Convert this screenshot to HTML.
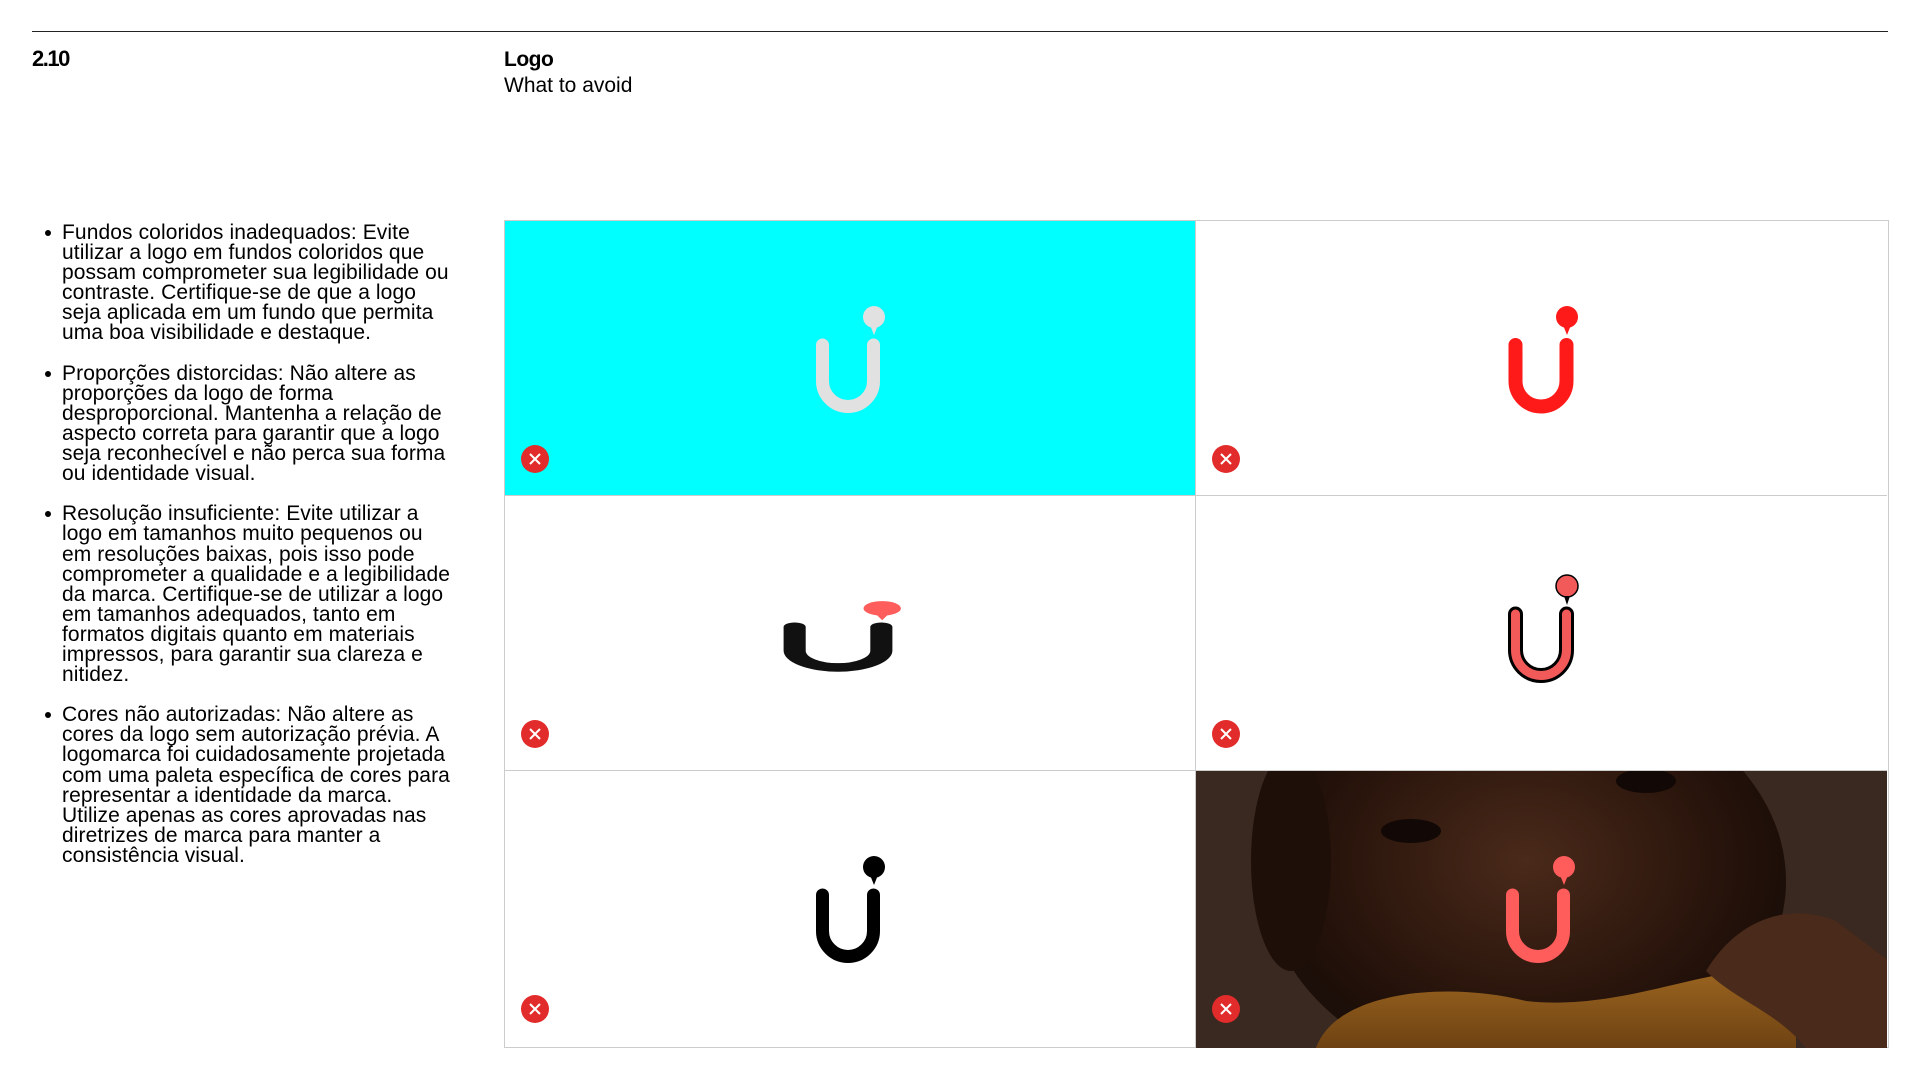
<!DOCTYPE html>
<html><head><meta charset="utf-8"><style>
*{margin:0;padding:0;box-sizing:border-box}
html,body{width:1920px;height:1080px;background:#fff;overflow:hidden;font-family:"Liberation Sans",sans-serif;color:#000}
.line{position:absolute;left:32px;top:31px;width:1856px;height:1px;background:#222}
.num{position:absolute;left:32px;top:46px;font-size:22px;font-weight:bold;letter-spacing:-1.5px}
.title{position:absolute;left:504px;top:47px;font-size:21px;line-height:26px}
.title b{display:block;letter-spacing:-0.5px}
.txt{position:absolute;left:62px;top:223px;font-size:21px;line-height:20.1px;letter-spacing:0.1px;white-space:nowrap}
.txt p{position:relative;margin-bottom:20.1px}
.txt p:before{content:"";position:absolute;left:-17px;top:7px;width:6px;height:6px;border-radius:50%;background:#000}
.grid{position:absolute;left:504px;top:220px;width:1385px;height:828px;border:1px solid #ccc}
.cell{position:absolute;width:691px;height:275px;border-right:1px solid #ccc;border-bottom:1px solid #ccc;overflow:hidden}
svg{position:absolute;left:0;top:0}
</style></head><body>
<div class="line"></div>
<div class="num">2.10</div>
<div class="title"><b>Logo</b>What to avoid</div>
<div class="txt">
<p>Fundos coloridos inadequados: Evite<br>utilizar a logo em fundos coloridos que<br>possam comprometer sua legibilidade ou<br>contraste. Certifique-se de que a logo<br>seja aplicada em um fundo que permita<br>uma boa visibilidade e destaque.</p>
<p>Proporções distorcidas: Não altere as<br>proporções da logo de forma<br>desproporcional. Mantenha a relação de<br>aspecto correta para garantir que a logo<br>seja reconhecível e não perca sua forma<br>ou identidade visual.</p>
<p>Resolução insuficiente: Evite utilizar a<br>logo em tamanhos muito pequenos ou<br>em resoluções baixas, pois isso pode<br>comprometer a qualidade e a legibilidade<br>da marca. Certifique-se de utilizar a logo<br>em tamanhos adequados, tanto em<br>formatos digitais quanto em materiais<br>impressos, para garantir sua clareza e<br>nitidez.</p>
<p>Cores não autorizadas: Não altere as<br>cores da logo sem autorização prévia. A<br>logomarca foi cuidadosamente projetada<br>com uma paleta específica de cores para<br>representar a identidade da marca.<br>Utilize apenas as cores aprovadas nas<br>diretrizes de marca para manter a<br>consistência visual.</p>
</div>
<div class="grid">
 <div class="cell" style="left:0;top:0;background:#00ffff">
  <svg width="691" height="275"><g fill="#e1e1e1"><path d="M317.5 124V160A25.5 25.5 0 0 0 368.5 160V124" fill="none" stroke="#e1e1e1" stroke-width="13" stroke-linecap="round"/><circle cx="369" cy="96" r="11"/><path d="M365 104L373 104L369 114Z"/></g>
  <circle cx="30" cy="238" r="14" fill="#e22b2b"/><path d="M25 233L35 243M35 233L25 243" stroke="#fff" stroke-width="2"/></svg>
 </div>
 <div class="cell" style="left:691px;top:0;border-right:none">
  <svg width="691" height="275"><g fill="#ff1a1a"><path d="M319.5 124V160A25.5 25.5 0 0 0 370.5 160V124" fill="none" stroke="#ff1a1a" stroke-width="14" stroke-linecap="round"/><circle cx="371" cy="96" r="11"/><path d="M367 104L375 104L371 114Z"/></g>
  <circle cx="30" cy="238" r="14" fill="#e22b2b"/><path d="M25 233L35 243M35 233L25 243" stroke="#fff" stroke-width="2"/></svg>
 </div>
 <div class="cell" style="left:0;top:275px">
  <svg width="691" height="275"><g transform="translate(333,49) scale(1.7,0.66) translate(-343,0)"><path d="M317.5 124V160A25.5 25.5 0 0 0 368.5 160V124" fill="none" stroke="#111" stroke-width="13" stroke-linecap="round"/><g fill="#ff5c5c"><circle cx="369" cy="96" r="11"/><path d="M365 104L373 104L369 114Z"/></g></g>
  <circle cx="30" cy="238" r="14" fill="#e22b2b"/><path d="M25 233L35 243M35 233L25 243" stroke="#fff" stroke-width="2"/></svg>
 </div>
 <div class="cell" style="left:691px;top:275px;border-right:none">
  <svg width="691" height="275"><g transform="translate(2,-6)"><path d="M317.5 124V160A25.5 25.5 0 0 0 368.5 160V124" fill="none" stroke="#000" stroke-width="15" stroke-linecap="round"/><path d="M317.5 124V160A25.5 25.5 0 0 0 368.5 160V124" fill="none" stroke="#f25a5a" stroke-width="9" stroke-linecap="round"/><circle cx="369" cy="96" r="11" fill="#f25a5a" stroke="#000" stroke-width="1.5"/><path d="M366 106L372 106L369 115Z"/></g>
  <circle cx="30" cy="238" r="14" fill="#e22b2b"/><path d="M25 233L35 243M35 233L25 243" stroke="#fff" stroke-width="2"/></svg>
 </div>
 <div class="cell" style="left:0;top:550px;border-bottom:none;height:277px">
  <svg width="691" height="277"><g fill="#000"><path d="M317.5 124V160A25.5 25.5 0 0 0 368.5 160V124" fill="none" stroke="#000" stroke-width="13" stroke-linecap="round"/><circle cx="369" cy="96" r="11"/><path d="M365 104L373 104L369 114Z"/></g>
  <circle cx="30" cy="238" r="14" fill="#e22b2b"/><path d="M25 233L35 243M35 233L25 243" stroke="#fff" stroke-width="2"/></svg>
 </div>
 <div class="cell" style="left:691px;top:550px;border:none;height:277px;background:#3a2920">
  <svg width="693" height="277">
   <defs>
    <radialGradient id="face" cx="0.5" cy="0.45" r="0.5"><stop offset="0" stop-color="#4a2a1a"/><stop offset="0.7" stop-color="#2a150c"/><stop offset="1" stop-color="#1c0e08"/></radialGradient>
    <linearGradient id="sw" x1="0" y1="0" x2="0" y2="1"><stop offset="0" stop-color="#9a6420"/><stop offset="1" stop-color="#6e4212"/></linearGradient>
   </defs>
   <ellipse cx="330" cy="110" rx="260" ry="200" fill="url(#face)"/>
   <ellipse cx="95" cy="90" rx="40" ry="110" fill="#1e0f08"/>
   <path d="M120 277 C140 220 250 210 330 230 C420 240 500 200 560 200 L600 250 L600 277Z" fill="url(#sw)"/>
   <path d="M510 200 C540 150 590 130 640 150 L693 190 L693 277 L610 277 C580 240 540 230 510 200Z" fill="#4a2a1a"/>
   <ellipse cx="215" cy="60" rx="30" ry="12" fill="#120805"/>
   <ellipse cx="450" cy="10" rx="30" ry="12" fill="#120805"/>
   <g fill="#ff5c5c"><path d="M316.5 124V160A25.5 25.5 0 0 0 367.5 160V124" fill="none" stroke="#ff5c5c" stroke-width="13" stroke-linecap="round"/><circle cx="368" cy="96" r="11"/><path d="M364 104L372 104L368 114Z"/></g>
   <circle cx="30" cy="238" r="14" fill="#e22b2b"/><path d="M25 233L35 243M35 233L25 243" stroke="#fff" stroke-width="2"/>
  </svg>
 </div>
</div>
</body></html>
···
EXERCISE INSTRUCTIONS =>
Except for the pictures, print the data above exactly.

RESULT =>
Convert this screenshot to HTML.
<!DOCTYPE html>
<html><head><meta charset="utf-8"><style>
*{margin:0;padding:0;box-sizing:border-box}
html,body{width:1920px;height:1080px;background:#fff;overflow:hidden;font-family:"Liberation Sans",sans-serif;color:#000}
.line{position:absolute;left:32px;top:31px;width:1856px;height:1px;background:#222}
.num{position:absolute;left:32px;top:46px;font-size:22px;font-weight:bold;letter-spacing:-1.5px}
.title{position:absolute;left:504px;top:47px;font-size:21px;line-height:26px}
.title b{display:block;letter-spacing:-0.5px}
.txt{position:absolute;left:62px;top:223px;font-size:21px;line-height:20.1px;letter-spacing:0.1px;white-space:nowrap}
.txt p{position:relative;margin-bottom:20.1px}
.txt p:before{content:"";position:absolute;left:-17px;top:7px;width:6px;height:6px;border-radius:50%;background:#000}
.grid{position:absolute;left:504px;top:220px;width:1385px;height:828px;border:1px solid #ccc}
.cell{position:absolute;width:691px;height:275px;border-right:1px solid #ccc;border-bottom:1px solid #ccc;overflow:hidden}
svg{position:absolute;left:0;top:0}
</style></head><body>
<div class="line"></div>
<div class="num">2.10</div>
<div class="title"><b>Logo</b>What to avoid</div>
<div class="txt">
<p>Fundos coloridos inadequados: Evite<br>utilizar a logo em fundos coloridos que<br>possam comprometer sua legibilidade ou<br>contraste. Certifique-se de que a logo<br>seja aplicada em um fundo que permita<br>uma boa visibilidade e destaque.</p>
<p>Proporções distorcidas: Não altere as<br>proporções da logo de forma<br>desproporcional. Mantenha a relação de<br>aspecto correta para garantir que a logo<br>seja reconhecível e não perca sua forma<br>ou identidade visual.</p>
<p>Resolução insuficiente: Evite utilizar a<br>logo em tamanhos muito pequenos ou<br>em resoluções baixas, pois isso pode<br>comprometer a qualidade e a legibilidade<br>da marca. Certifique-se de utilizar a logo<br>em tamanhos adequados, tanto em<br>formatos digitais quanto em materiais<br>impressos, para garantir sua clareza e<br>nitidez.</p>
<p>Cores não autorizadas: Não altere as<br>cores da logo sem autorização prévia. A<br>logomarca foi cuidadosamente projetada<br>com uma paleta específica de cores para<br>representar a identidade da marca.<br>Utilize apenas as cores aprovadas nas<br>diretrizes de marca para manter a<br>consistência visual.</p>
</div>
<div class="grid">
 <div class="cell" style="left:0;top:0;background:#00ffff">
  <svg width="691" height="275"><g fill="#e1e1e1"><path d="M317.5 124V160A25.5 25.5 0 0 0 368.5 160V124" fill="none" stroke="#e1e1e1" stroke-width="13" stroke-linecap="round"/><circle cx="369" cy="96" r="11"/><path d="M365 104L373 104L369 114Z"/></g>
  <circle cx="30" cy="238" r="14" fill="#e22b2b"/><path d="M25 233L35 243M35 233L25 243" stroke="#fff" stroke-width="2"/></svg>
 </div>
 <div class="cell" style="left:691px;top:0;border-right:none">
  <svg width="691" height="275"><g fill="#ff1a1a"><path d="M319.5 124V160A25.5 25.5 0 0 0 370.5 160V124" fill="none" stroke="#ff1a1a" stroke-width="14" stroke-linecap="round"/><circle cx="371" cy="96" r="11"/><path d="M367 104L375 104L371 114Z"/></g>
  <circle cx="30" cy="238" r="14" fill="#e22b2b"/><path d="M25 233L35 243M35 233L25 243" stroke="#fff" stroke-width="2"/></svg>
 </div>
 <div class="cell" style="left:0;top:275px">
  <svg width="691" height="275"><g transform="translate(333,49) scale(1.7,0.66) translate(-343,0)"><path d="M317.5 124V160A25.5 25.5 0 0 0 368.5 160V124" fill="none" stroke="#111" stroke-width="13" stroke-linecap="round"/><g fill="#ff5c5c"><circle cx="369" cy="96" r="11"/><path d="M365 104L373 104L369 114Z"/></g></g>
  <circle cx="30" cy="238" r="14" fill="#e22b2b"/><path d="M25 233L35 243M35 233L25 243" stroke="#fff" stroke-width="2"/></svg>
 </div>
 <div class="cell" style="left:691px;top:275px;border-right:none">
  <svg width="691" height="275"><g transform="translate(2,-6)"><path d="M317.5 124V160A25.5 25.5 0 0 0 368.5 160V124" fill="none" stroke="#000" stroke-width="15" stroke-linecap="round"/><path d="M317.5 124V160A25.5 25.5 0 0 0 368.5 160V124" fill="none" stroke="#f25a5a" stroke-width="9" stroke-linecap="round"/><circle cx="369" cy="96" r="11" fill="#f25a5a" stroke="#000" stroke-width="1.5"/><path d="M366 106L372 106L369 115Z"/></g>
  <circle cx="30" cy="238" r="14" fill="#e22b2b"/><path d="M25 233L35 243M35 233L25 243" stroke="#fff" stroke-width="2"/></svg>
 </div>
 <div class="cell" style="left:0;top:550px;border-bottom:none;height:277px">
  <svg width="691" height="277"><g fill="#000"><path d="M317.5 124V160A25.5 25.5 0 0 0 368.5 160V124" fill="none" stroke="#000" stroke-width="13" stroke-linecap="round"/><circle cx="369" cy="96" r="11"/><path d="M365 104L373 104L369 114Z"/></g>
  <circle cx="30" cy="238" r="14" fill="#e22b2b"/><path d="M25 233L35 243M35 233L25 243" stroke="#fff" stroke-width="2"/></svg>
 </div>
 <div class="cell" style="left:691px;top:550px;border:none;height:277px;background:#3a2920">
  <svg width="693" height="277">
   <defs>
    <radialGradient id="face" cx="0.5" cy="0.45" r="0.5"><stop offset="0" stop-color="#4a2a1a"/><stop offset="0.7" stop-color="#2a150c"/><stop offset="1" stop-color="#1c0e08"/></radialGradient>
    <linearGradient id="sw" x1="0" y1="0" x2="0" y2="1"><stop offset="0" stop-color="#9a6420"/><stop offset="1" stop-color="#6e4212"/></linearGradient>
   </defs>
   <ellipse cx="330" cy="110" rx="260" ry="200" fill="url(#face)"/>
   <ellipse cx="95" cy="90" rx="40" ry="110" fill="#1e0f08"/>
   <path d="M120 277 C140 220 250 210 330 230 C420 240 500 200 560 200 L600 250 L600 277Z" fill="url(#sw)"/>
   <path d="M510 200 C540 150 590 130 640 150 L693 190 L693 277 L610 277 C580 240 540 230 510 200Z" fill="#4a2a1a"/>
   <ellipse cx="215" cy="60" rx="30" ry="12" fill="#120805"/>
   <ellipse cx="450" cy="10" rx="30" ry="12" fill="#120805"/>
   <g fill="#ff5c5c"><path d="M316.5 124V160A25.5 25.5 0 0 0 367.5 160V124" fill="none" stroke="#ff5c5c" stroke-width="13" stroke-linecap="round"/><circle cx="368" cy="96" r="11"/><path d="M364 104L372 104L368 114Z"/></g>
   <circle cx="30" cy="238" r="14" fill="#e22b2b"/><path d="M25 233L35 243M35 233L25 243" stroke="#fff" stroke-width="2"/>
  </svg>
 </div>
</div>
</body></html>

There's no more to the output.